┏━━
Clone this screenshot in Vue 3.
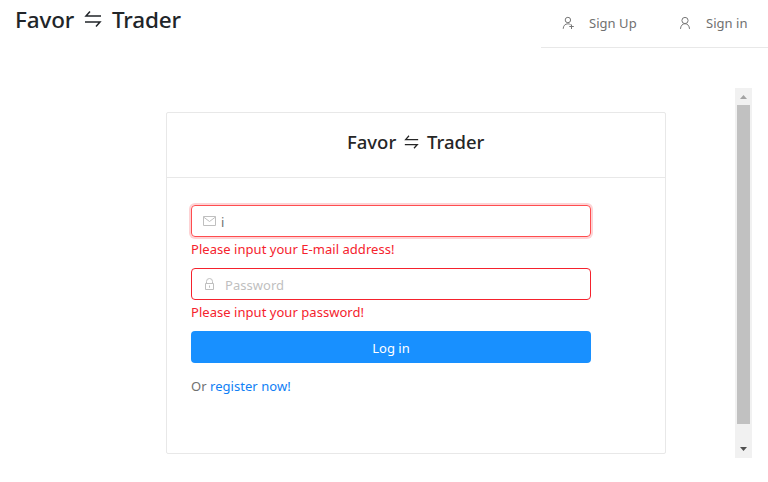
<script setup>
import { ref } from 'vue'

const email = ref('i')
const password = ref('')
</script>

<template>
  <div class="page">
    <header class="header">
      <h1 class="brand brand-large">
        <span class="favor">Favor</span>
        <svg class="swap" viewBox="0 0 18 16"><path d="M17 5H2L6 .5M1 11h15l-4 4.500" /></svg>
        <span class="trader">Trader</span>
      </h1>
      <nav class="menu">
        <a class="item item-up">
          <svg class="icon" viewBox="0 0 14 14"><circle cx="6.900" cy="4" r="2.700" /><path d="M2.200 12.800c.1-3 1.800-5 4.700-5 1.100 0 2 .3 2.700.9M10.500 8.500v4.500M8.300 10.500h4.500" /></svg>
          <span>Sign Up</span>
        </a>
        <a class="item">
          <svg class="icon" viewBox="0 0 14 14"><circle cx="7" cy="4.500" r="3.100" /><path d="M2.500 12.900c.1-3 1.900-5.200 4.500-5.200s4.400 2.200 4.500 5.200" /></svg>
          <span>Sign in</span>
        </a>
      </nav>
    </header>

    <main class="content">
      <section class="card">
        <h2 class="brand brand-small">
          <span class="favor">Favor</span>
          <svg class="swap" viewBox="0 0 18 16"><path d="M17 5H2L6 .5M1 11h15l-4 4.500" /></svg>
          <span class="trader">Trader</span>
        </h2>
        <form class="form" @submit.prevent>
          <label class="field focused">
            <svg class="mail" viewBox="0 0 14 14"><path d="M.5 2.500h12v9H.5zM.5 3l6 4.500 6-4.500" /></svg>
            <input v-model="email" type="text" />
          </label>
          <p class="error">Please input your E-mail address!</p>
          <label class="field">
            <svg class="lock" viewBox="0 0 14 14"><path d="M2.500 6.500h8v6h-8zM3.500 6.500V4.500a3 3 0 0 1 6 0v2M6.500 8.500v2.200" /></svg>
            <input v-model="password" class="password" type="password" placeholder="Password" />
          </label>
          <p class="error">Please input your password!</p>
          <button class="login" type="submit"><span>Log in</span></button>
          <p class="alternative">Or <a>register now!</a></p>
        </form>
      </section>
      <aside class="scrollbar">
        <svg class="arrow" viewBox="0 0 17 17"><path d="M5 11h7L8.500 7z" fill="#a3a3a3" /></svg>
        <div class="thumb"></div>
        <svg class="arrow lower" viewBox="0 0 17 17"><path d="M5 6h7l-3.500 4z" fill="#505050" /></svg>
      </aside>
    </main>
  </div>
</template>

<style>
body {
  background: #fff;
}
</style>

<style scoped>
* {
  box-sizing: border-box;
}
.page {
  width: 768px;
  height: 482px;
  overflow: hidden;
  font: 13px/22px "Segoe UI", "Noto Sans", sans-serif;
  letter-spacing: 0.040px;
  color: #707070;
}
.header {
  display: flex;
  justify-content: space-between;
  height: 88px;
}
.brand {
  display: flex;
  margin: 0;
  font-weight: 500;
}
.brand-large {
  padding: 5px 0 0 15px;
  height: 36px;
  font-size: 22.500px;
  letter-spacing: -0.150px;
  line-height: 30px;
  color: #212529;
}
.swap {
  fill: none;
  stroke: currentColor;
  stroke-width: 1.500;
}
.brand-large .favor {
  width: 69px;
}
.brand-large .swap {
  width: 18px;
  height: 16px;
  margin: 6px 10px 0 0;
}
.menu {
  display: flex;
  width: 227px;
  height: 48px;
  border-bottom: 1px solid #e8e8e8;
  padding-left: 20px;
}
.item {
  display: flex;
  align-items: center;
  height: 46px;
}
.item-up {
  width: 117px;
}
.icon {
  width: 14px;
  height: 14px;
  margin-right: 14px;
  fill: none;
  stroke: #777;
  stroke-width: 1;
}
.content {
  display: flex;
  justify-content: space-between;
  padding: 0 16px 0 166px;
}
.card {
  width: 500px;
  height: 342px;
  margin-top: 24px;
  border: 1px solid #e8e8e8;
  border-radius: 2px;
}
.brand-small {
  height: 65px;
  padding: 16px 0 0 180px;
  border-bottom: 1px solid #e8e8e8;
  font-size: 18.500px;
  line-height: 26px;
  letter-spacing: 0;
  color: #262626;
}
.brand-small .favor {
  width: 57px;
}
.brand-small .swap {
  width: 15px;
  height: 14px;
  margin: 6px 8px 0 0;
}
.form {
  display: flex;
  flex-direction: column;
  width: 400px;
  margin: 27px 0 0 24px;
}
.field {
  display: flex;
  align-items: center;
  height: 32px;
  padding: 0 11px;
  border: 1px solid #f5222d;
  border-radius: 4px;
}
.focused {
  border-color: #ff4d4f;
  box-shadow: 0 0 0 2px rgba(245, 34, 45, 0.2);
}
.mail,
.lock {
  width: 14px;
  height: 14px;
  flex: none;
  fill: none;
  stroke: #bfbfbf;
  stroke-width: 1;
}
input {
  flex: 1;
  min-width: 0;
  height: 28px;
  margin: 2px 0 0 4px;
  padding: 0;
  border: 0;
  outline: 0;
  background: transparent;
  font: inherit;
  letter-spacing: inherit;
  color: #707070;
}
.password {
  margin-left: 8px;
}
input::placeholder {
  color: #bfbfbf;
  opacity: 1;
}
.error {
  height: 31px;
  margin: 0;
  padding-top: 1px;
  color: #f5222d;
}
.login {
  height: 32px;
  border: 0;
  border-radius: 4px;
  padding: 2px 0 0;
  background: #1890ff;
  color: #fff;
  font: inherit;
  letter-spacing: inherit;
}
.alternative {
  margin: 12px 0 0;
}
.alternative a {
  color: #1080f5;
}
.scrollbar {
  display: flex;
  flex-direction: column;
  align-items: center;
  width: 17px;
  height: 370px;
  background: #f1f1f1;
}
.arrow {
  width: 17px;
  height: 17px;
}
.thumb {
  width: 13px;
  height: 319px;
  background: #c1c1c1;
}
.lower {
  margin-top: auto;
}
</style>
┗━━
§ THE REQUEST
Copy every line above word for word and exclude the pictures.

§ RESPONSE BELOW
Clone this screenshot in Vue 3.
<script setup>
import { ref } from 'vue'

const email = ref('i')
const password = ref('')
</script>

<template>
  <div class="page">
    <header class="header">
      <h1 class="brand brand-large">
        <span class="favor">Favor</span>
        <svg class="swap" viewBox="0 0 18 16"><path d="M17 5H2L6 .5M1 11h15l-4 4.500" /></svg>
        <span class="trader">Trader</span>
      </h1>
      <nav class="menu">
        <a class="item item-up">
          <svg class="icon" viewBox="0 0 14 14"><circle cx="6.900" cy="4" r="2.700" /><path d="M2.200 12.800c.1-3 1.800-5 4.700-5 1.100 0 2 .3 2.700.9M10.500 8.500v4.500M8.300 10.500h4.500" /></svg>
          <span>Sign Up</span>
        </a>
        <a class="item">
          <svg class="icon" viewBox="0 0 14 14"><circle cx="7" cy="4.500" r="3.100" /><path d="M2.500 12.900c.1-3 1.900-5.200 4.500-5.200s4.400 2.200 4.500 5.200" /></svg>
          <span>Sign in</span>
        </a>
      </nav>
    </header>

    <main class="content">
      <section class="card">
        <h2 class="brand brand-small">
          <span class="favor">Favor</span>
          <svg class="swap" viewBox="0 0 18 16"><path d="M17 5H2L6 .5M1 11h15l-4 4.500" /></svg>
          <span class="trader">Trader</span>
        </h2>
        <form class="form" @submit.prevent>
          <label class="field focused">
            <svg class="mail" viewBox="0 0 14 14"><path d="M.5 2.500h12v9H.5zM.5 3l6 4.500 6-4.500" /></svg>
            <input v-model="email" type="text" />
          </label>
          <p class="error">Please input your E-mail address!</p>
          <label class="field">
            <svg class="lock" viewBox="0 0 14 14"><path d="M2.500 6.500h8v6h-8zM3.500 6.500V4.500a3 3 0 0 1 6 0v2M6.500 8.500v2.200" /></svg>
            <input v-model="password" class="password" type="password" placeholder="Password" />
          </label>
          <p class="error">Please input your password!</p>
          <button class="login" type="submit"><span>Log in</span></button>
          <p class="alternative">Or <a>register now!</a></p>
        </form>
      </section>
      <aside class="scrollbar">
        <svg class="arrow" viewBox="0 0 17 17"><path d="M5 11h7L8.500 7z" fill="#a3a3a3" /></svg>
        <div class="thumb"></div>
        <svg class="arrow lower" viewBox="0 0 17 17"><path d="M5 6h7l-3.500 4z" fill="#505050" /></svg>
      </aside>
    </main>
  </div>
</template>

<style>
body {
  background: #fff;
}
</style>

<style scoped>
* {
  box-sizing: border-box;
}
.page {
  width: 768px;
  height: 482px;
  overflow: hidden;
  font: 13px/22px "Segoe UI", "Noto Sans", sans-serif;
  letter-spacing: 0.040px;
  color: #707070;
}
.header {
  display: flex;
  justify-content: space-between;
  height: 88px;
}
.brand {
  display: flex;
  margin: 0;
  font-weight: 500;
}
.brand-large {
  padding: 5px 0 0 15px;
  height: 36px;
  font-size: 22.500px;
  letter-spacing: -0.150px;
  line-height: 30px;
  color: #212529;
}
.swap {
  fill: none;
  stroke: currentColor;
  stroke-width: 1.500;
}
.brand-large .favor {
  width: 69px;
}
.brand-large .swap {
  width: 18px;
  height: 16px;
  margin: 6px 10px 0 0;
}
.menu {
  display: flex;
  width: 227px;
  height: 48px;
  border-bottom: 1px solid #e8e8e8;
  padding-left: 20px;
}
.item {
  display: flex;
  align-items: center;
  height: 46px;
}
.item-up {
  width: 117px;
}
.icon {
  width: 14px;
  height: 14px;
  margin-right: 14px;
  fill: none;
  stroke: #777;
  stroke-width: 1;
}
.content {
  display: flex;
  justify-content: space-between;
  padding: 0 16px 0 166px;
}
.card {
  width: 500px;
  height: 342px;
  margin-top: 24px;
  border: 1px solid #e8e8e8;
  border-radius: 2px;
}
.brand-small {
  height: 65px;
  padding: 16px 0 0 180px;
  border-bottom: 1px solid #e8e8e8;
  font-size: 18.500px;
  line-height: 26px;
  letter-spacing: 0;
  color: #262626;
}
.brand-small .favor {
  width: 57px;
}
.brand-small .swap {
  width: 15px;
  height: 14px;
  margin: 6px 8px 0 0;
}
.form {
  display: flex;
  flex-direction: column;
  width: 400px;
  margin: 27px 0 0 24px;
}
.field {
  display: flex;
  align-items: center;
  height: 32px;
  padding: 0 11px;
  border: 1px solid #f5222d;
  border-radius: 4px;
}
.focused {
  border-color: #ff4d4f;
  box-shadow: 0 0 0 2px rgba(245, 34, 45, 0.2);
}
.mail,
.lock {
  width: 14px;
  height: 14px;
  flex: none;
  fill: none;
  stroke: #bfbfbf;
  stroke-width: 1;
}
input {
  flex: 1;
  min-width: 0;
  height: 28px;
  margin: 2px 0 0 4px;
  padding: 0;
  border: 0;
  outline: 0;
  background: transparent;
  font: inherit;
  letter-spacing: inherit;
  color: #707070;
}
.password {
  margin-left: 8px;
}
input::placeholder {
  color: #bfbfbf;
  opacity: 1;
}
.error {
  height: 31px;
  margin: 0;
  padding-top: 1px;
  color: #f5222d;
}
.login {
  height: 32px;
  border: 0;
  border-radius: 4px;
  padding: 2px 0 0;
  background: #1890ff;
  color: #fff;
  font: inherit;
  letter-spacing: inherit;
}
.alternative {
  margin: 12px 0 0;
}
.alternative a {
  color: #1080f5;
}
.scrollbar {
  display: flex;
  flex-direction: column;
  align-items: center;
  width: 17px;
  height: 370px;
  background: #f1f1f1;
}
.arrow {
  width: 17px;
  height: 17px;
}
.thumb {
  width: 13px;
  height: 319px;
  background: #c1c1c1;
}
.lower {
  margin-top: auto;
}
</style>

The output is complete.